[Exercise inputs start]

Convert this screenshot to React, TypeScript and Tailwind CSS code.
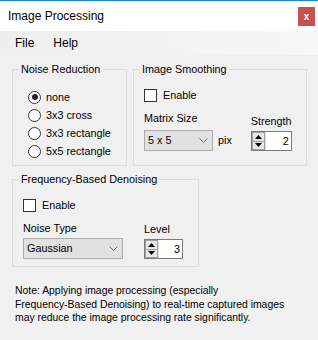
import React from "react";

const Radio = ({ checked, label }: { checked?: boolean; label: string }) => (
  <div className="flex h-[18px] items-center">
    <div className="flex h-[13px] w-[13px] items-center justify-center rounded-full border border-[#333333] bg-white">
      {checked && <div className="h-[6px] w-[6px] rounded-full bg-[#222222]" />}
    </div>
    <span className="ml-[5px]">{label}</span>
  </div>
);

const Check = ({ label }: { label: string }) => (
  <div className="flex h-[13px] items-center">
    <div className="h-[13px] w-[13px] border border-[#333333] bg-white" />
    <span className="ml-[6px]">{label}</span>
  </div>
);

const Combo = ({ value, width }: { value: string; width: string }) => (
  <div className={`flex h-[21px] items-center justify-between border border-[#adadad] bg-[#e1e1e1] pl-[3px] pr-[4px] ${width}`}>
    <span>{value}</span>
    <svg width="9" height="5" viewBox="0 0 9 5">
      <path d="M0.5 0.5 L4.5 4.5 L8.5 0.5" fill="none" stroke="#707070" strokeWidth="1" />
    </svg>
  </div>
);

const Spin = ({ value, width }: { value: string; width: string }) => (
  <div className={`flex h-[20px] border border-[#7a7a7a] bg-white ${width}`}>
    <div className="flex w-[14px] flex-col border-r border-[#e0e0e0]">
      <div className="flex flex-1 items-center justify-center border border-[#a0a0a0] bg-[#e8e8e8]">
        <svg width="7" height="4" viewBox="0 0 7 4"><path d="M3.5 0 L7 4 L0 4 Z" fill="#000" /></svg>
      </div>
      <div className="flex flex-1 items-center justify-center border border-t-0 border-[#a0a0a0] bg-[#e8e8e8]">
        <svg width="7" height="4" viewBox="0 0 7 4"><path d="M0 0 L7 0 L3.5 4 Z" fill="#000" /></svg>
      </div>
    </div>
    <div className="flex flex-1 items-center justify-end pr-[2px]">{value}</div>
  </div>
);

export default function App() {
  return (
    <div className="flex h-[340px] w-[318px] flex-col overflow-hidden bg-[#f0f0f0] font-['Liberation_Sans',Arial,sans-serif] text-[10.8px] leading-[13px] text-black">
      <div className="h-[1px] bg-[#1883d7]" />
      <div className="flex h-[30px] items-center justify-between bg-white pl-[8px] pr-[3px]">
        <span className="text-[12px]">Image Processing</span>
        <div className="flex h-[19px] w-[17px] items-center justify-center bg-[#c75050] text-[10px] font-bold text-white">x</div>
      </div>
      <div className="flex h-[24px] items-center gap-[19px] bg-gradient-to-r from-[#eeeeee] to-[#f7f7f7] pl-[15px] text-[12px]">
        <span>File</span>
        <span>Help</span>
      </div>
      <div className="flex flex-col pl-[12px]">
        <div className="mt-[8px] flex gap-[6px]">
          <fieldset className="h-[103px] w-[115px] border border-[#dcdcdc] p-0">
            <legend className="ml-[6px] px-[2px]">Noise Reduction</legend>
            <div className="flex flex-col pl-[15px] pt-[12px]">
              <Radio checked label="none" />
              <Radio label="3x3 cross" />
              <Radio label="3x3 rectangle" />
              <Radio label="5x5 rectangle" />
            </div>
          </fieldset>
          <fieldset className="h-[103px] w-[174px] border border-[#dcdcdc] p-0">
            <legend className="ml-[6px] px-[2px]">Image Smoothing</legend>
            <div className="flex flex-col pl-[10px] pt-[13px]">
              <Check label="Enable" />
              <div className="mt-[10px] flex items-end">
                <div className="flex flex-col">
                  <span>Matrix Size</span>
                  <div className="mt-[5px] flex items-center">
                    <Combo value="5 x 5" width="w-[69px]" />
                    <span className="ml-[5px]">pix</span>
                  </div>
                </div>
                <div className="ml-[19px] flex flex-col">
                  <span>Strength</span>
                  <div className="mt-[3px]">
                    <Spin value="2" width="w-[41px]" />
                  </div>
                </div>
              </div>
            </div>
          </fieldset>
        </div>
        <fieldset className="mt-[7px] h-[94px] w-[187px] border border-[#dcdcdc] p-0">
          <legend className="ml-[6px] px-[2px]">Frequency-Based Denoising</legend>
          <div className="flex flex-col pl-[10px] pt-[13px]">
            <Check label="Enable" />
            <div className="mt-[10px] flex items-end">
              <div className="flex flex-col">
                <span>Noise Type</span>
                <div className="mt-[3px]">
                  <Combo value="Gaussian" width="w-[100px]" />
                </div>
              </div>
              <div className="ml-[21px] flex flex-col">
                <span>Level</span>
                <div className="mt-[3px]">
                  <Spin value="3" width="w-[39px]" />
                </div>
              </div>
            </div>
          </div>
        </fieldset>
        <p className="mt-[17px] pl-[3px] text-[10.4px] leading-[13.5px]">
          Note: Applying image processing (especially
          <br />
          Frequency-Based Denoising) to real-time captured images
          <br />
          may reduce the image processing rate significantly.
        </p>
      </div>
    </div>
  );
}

[Exercise inputs end]
[Exercise inputs start]

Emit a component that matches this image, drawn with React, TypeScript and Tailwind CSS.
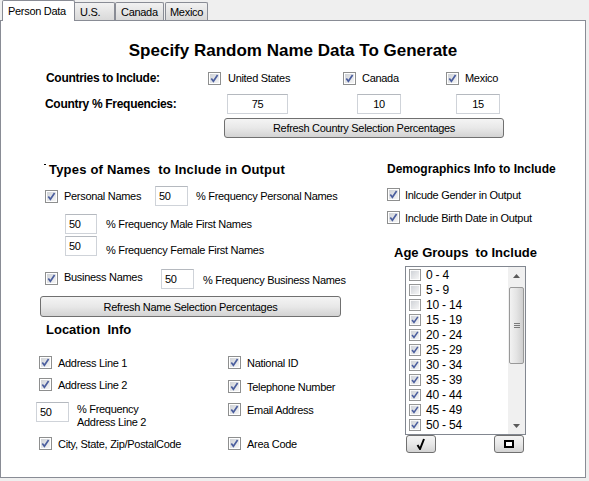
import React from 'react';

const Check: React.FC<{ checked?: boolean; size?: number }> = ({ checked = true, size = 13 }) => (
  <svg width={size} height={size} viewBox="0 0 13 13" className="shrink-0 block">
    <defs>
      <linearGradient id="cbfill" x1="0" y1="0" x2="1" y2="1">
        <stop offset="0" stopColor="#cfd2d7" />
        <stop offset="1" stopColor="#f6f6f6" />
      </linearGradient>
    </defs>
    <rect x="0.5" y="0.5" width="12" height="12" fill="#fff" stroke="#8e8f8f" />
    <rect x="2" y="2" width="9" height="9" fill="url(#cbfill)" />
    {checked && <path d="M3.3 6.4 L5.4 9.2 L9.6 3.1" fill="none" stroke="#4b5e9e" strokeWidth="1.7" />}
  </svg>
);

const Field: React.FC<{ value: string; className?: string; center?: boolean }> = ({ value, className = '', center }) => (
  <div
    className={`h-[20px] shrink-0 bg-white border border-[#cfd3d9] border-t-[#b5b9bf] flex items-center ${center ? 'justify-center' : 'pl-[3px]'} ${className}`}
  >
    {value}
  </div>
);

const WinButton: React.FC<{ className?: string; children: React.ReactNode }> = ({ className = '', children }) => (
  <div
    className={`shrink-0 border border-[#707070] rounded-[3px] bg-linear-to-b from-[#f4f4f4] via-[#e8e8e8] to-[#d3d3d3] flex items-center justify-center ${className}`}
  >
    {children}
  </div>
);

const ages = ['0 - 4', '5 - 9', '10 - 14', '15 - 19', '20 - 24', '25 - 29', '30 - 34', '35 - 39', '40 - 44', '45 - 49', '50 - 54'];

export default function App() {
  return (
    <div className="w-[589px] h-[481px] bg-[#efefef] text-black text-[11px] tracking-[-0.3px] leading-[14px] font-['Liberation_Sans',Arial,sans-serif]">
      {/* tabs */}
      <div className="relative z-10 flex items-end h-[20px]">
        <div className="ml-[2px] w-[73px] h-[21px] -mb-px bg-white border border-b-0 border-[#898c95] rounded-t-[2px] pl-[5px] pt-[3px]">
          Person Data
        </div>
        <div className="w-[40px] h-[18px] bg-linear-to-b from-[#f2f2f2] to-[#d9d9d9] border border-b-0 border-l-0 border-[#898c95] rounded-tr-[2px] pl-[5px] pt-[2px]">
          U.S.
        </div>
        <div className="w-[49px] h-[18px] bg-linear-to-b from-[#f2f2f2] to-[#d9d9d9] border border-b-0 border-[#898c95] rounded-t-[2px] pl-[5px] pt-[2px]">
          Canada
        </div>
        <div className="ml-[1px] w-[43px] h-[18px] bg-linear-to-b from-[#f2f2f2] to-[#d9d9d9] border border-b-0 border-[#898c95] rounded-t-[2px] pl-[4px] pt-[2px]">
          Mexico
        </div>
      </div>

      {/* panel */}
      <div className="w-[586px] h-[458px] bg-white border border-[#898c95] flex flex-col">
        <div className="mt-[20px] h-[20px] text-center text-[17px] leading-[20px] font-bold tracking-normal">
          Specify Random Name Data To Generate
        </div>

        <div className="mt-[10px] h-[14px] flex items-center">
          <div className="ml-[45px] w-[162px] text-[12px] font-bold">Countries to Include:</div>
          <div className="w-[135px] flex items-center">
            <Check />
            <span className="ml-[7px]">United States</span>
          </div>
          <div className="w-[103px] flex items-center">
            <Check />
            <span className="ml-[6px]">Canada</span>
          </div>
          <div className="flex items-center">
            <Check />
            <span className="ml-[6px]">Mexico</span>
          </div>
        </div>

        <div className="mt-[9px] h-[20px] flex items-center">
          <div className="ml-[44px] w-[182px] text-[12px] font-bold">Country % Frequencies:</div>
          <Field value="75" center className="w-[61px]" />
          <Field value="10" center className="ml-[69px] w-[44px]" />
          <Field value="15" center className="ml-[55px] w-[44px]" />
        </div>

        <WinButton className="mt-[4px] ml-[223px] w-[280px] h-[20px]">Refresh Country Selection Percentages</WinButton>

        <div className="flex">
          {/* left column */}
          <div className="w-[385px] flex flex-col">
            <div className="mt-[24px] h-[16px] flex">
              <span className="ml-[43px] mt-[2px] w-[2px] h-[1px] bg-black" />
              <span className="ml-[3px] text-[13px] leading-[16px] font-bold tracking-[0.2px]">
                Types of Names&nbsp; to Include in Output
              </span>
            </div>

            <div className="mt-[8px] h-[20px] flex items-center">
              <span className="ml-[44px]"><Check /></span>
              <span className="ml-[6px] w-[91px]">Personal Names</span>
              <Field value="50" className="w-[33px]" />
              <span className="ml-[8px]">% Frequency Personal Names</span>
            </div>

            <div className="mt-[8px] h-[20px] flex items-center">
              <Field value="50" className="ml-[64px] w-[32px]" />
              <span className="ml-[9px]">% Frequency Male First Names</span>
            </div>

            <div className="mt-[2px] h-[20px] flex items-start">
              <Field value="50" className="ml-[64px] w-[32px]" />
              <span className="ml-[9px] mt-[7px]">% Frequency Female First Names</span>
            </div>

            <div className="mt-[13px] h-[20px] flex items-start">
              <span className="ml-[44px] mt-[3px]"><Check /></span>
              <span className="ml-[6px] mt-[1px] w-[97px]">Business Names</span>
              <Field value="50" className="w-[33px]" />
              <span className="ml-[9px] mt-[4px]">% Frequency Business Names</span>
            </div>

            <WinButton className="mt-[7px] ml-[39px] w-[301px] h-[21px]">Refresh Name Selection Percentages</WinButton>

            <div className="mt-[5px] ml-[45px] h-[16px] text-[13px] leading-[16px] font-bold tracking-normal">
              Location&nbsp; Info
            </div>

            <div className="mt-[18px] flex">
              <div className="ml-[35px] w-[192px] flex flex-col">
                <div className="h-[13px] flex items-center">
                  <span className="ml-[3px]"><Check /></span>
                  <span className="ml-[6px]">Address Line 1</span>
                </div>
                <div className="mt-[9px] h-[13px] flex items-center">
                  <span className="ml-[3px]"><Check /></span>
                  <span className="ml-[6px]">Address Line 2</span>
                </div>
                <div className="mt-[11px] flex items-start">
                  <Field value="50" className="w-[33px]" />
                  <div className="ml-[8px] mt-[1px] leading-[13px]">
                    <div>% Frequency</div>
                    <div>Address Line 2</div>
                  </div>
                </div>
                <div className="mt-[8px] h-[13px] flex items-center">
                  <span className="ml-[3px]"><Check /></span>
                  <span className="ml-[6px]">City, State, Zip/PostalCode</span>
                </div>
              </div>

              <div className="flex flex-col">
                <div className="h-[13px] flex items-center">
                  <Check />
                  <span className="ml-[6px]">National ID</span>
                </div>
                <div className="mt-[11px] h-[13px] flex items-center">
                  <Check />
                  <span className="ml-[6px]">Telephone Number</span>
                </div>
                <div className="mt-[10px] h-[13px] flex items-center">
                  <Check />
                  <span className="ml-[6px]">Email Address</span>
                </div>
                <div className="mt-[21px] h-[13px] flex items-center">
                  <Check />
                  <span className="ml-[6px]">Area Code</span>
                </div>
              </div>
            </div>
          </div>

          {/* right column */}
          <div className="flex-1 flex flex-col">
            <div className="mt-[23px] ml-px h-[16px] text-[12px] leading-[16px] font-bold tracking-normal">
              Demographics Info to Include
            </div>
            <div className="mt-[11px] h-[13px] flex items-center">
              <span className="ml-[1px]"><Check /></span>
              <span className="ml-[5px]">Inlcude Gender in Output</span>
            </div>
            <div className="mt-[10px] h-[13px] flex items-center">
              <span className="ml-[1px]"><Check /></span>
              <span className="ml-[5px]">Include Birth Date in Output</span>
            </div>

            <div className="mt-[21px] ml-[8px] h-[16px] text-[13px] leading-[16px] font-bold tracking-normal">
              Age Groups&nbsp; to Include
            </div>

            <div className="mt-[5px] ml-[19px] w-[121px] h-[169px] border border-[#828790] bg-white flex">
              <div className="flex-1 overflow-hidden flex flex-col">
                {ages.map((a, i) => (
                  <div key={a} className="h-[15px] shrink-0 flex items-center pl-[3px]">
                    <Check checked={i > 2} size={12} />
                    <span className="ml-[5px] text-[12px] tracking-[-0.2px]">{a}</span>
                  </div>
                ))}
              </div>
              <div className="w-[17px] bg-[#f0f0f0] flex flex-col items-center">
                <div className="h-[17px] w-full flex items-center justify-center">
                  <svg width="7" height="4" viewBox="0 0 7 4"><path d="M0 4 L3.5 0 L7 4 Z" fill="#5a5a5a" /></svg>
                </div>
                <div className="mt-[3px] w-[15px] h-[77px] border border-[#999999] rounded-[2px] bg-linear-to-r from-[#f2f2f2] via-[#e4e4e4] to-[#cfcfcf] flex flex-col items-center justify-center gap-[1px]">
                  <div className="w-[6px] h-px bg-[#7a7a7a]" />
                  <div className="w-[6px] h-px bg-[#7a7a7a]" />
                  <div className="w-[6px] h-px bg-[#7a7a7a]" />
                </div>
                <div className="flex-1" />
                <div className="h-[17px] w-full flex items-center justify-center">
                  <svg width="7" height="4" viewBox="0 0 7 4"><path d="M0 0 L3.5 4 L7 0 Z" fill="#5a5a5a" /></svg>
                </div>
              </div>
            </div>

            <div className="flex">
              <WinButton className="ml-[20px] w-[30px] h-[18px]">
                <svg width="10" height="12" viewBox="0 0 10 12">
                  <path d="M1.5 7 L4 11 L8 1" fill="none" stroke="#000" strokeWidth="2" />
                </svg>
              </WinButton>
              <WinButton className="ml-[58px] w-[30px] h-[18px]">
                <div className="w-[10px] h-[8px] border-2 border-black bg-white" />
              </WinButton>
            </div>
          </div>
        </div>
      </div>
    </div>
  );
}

[Exercise inputs end]
[Exercise inputs start]

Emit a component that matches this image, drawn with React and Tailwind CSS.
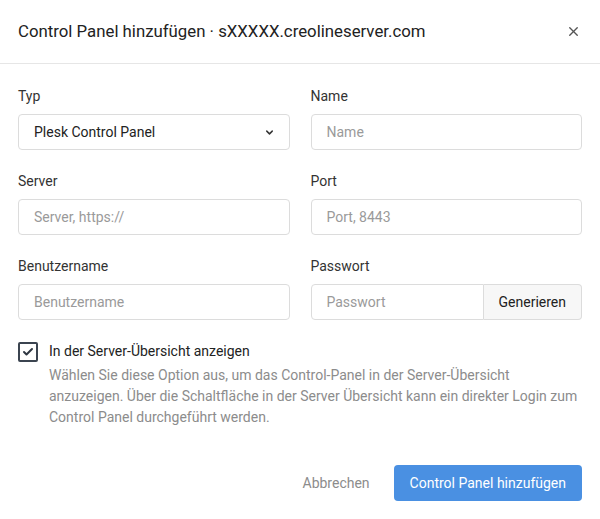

[Exercise inputs end]

#### Exercise objective
Provide only the number of lines in the entries that hold the word "Tailwind".

#### Right answer
3